Сухопутные россияне обычно «относили» морские бури в загадочные и волшебные широты, где обитают какие-нибудь «арапы». Между тем большинство наших плавателей выдерживали серьезнейшие испытания отнюдь не в дальних краях. Угроза погибели зачастую настигала в узкой, туманной, коварной полосе меж берегами Франции и Англии.
Так приключилось с предшественниками Нахимова – Лисянским и Крузенштерном, Головниным и Коцебу… Последний, например, писал: «Мысль потерпеть кораблекрушение при первом шаге к весьма удаленной цели жестоко меня терзала». Собственно, и в океане вряд ли кто тонул в охотку, но ведь и впрямь дьявольская жестокость грохнуться за порогом дома.
Нелегкий искус постиг и фрегат Лазарева.
Поначалу резкое падение барометра, непременный вестник бури, загнало «Крейсер» в Диль. Рейд был бурунный. Однако все же рейд. И фрегат, поливаемый холодным осенним дождем, смирно дожидался милости бога морей.
Дождался. Двинулся в Портсмут. Но едва исчез Диль, как опять заштормило. Потом взялось трепать вовсю. В кают-компании заплясали дубовые стулья. На палубе «плясала» команда, едва управляясь с парусами.
«Были у нас и впоследствии трудные минуты, – вспоминал Завалишин, – у берегов Тасмании и у северо-западного берега Америки, но никогда мы не находились в такой продолжительной опасности, как в Английском канале эти дни 1 и 2 октября: в течение двух суток никто не сходил с верху». Но, продолжает он, «хорошие качества фрегата замедлили его гибель до наступления более благоприятных обстоятельств: в этом и заключалось наше спасение; но не переменись ветер, гибель все-таки была бы неизбежна. Дело в том, что нас загнало как бы в полукруглую бухту или залив, и ни при одном из возможных направлений курса мы не могли миновать оконечностей бухты, а между тем, лавируя в тесном пространстве, мы, вынужденные часто поворачивать с одного галса (бокового направления) на другой, теряли, как обыкновенно это бывает при буре, и во время самого поворота, и от дрейфа, и все более и более приближались к берегу. Корабль с менее хорошими качествами давно был бы выброшен на берег, наш же фрегат продержался настолько, что, заметив при одном повороте, что ветер начинает меняться, мы немедленно взяли направление на ту оконечность, которую ветер дозволил бы обойти и выбраться на свободное пространство. Мы прошли эту оконечность, что называется, в обрез и затем вошли благополучно в Портсмутский рейд. Утомление всех было крайнее, и потому Лазарев, оставя фрегат на попечение лоцманов для наблюдений за приливом и отливом, дозволил всем лечь спать – вахтенным на палубе, а остальным в каюте, – и мы спали истинно богатырским сном целые сутки, отказавшись от обеда и ужина и выпивши только по чашке чаю, и то не сходя с койки».
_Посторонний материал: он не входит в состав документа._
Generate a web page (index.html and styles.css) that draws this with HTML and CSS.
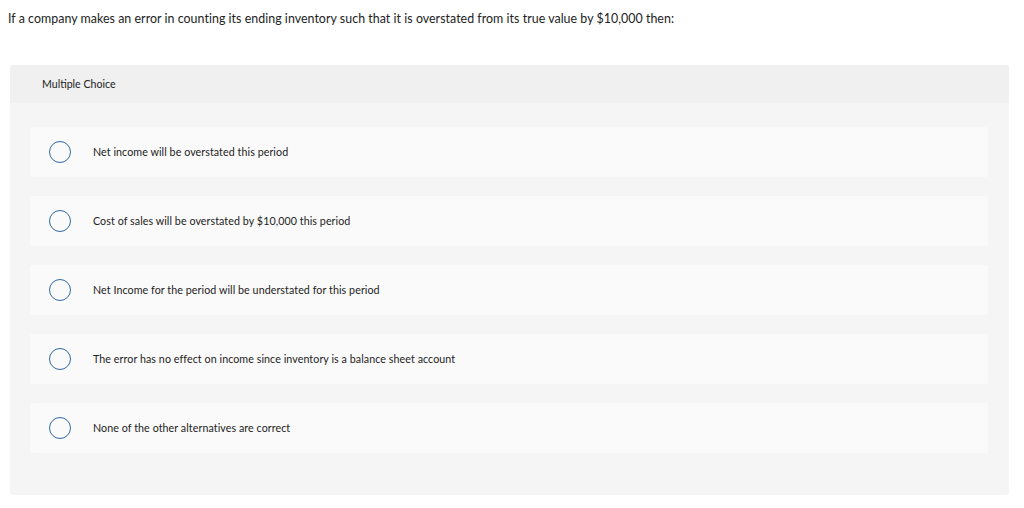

Из Портсмута Нахимов с двумя товарищами ездил в Лондон. Там они прожили несколько дней. Обзаводились навигационными приборами отменной точности: в те времена не казна за них платила, а каждый офицер из своего кармана.
Да, забыл сказать! Дорогою из Портсмута было маленькое забавное происшествие. В дилижансе, кроме офицеров, ехал почтенный англичанин с прехорошенькими дочерьми. Путники наши обменялись (разумеется, по-русски) лестными замечаниями о девицах. А в Лондоне англичанин-папа распростился с офицерами… по-русски. Оказывается, и он, и его наследницы жили в Архангельске. И кстати, прибавили юные мисс со смехом, кстати, в одном доме на каком-то вечере познакомились и вот с этим мистером, и они указали на совсем переконфузившегося лейтенанта Нахимова.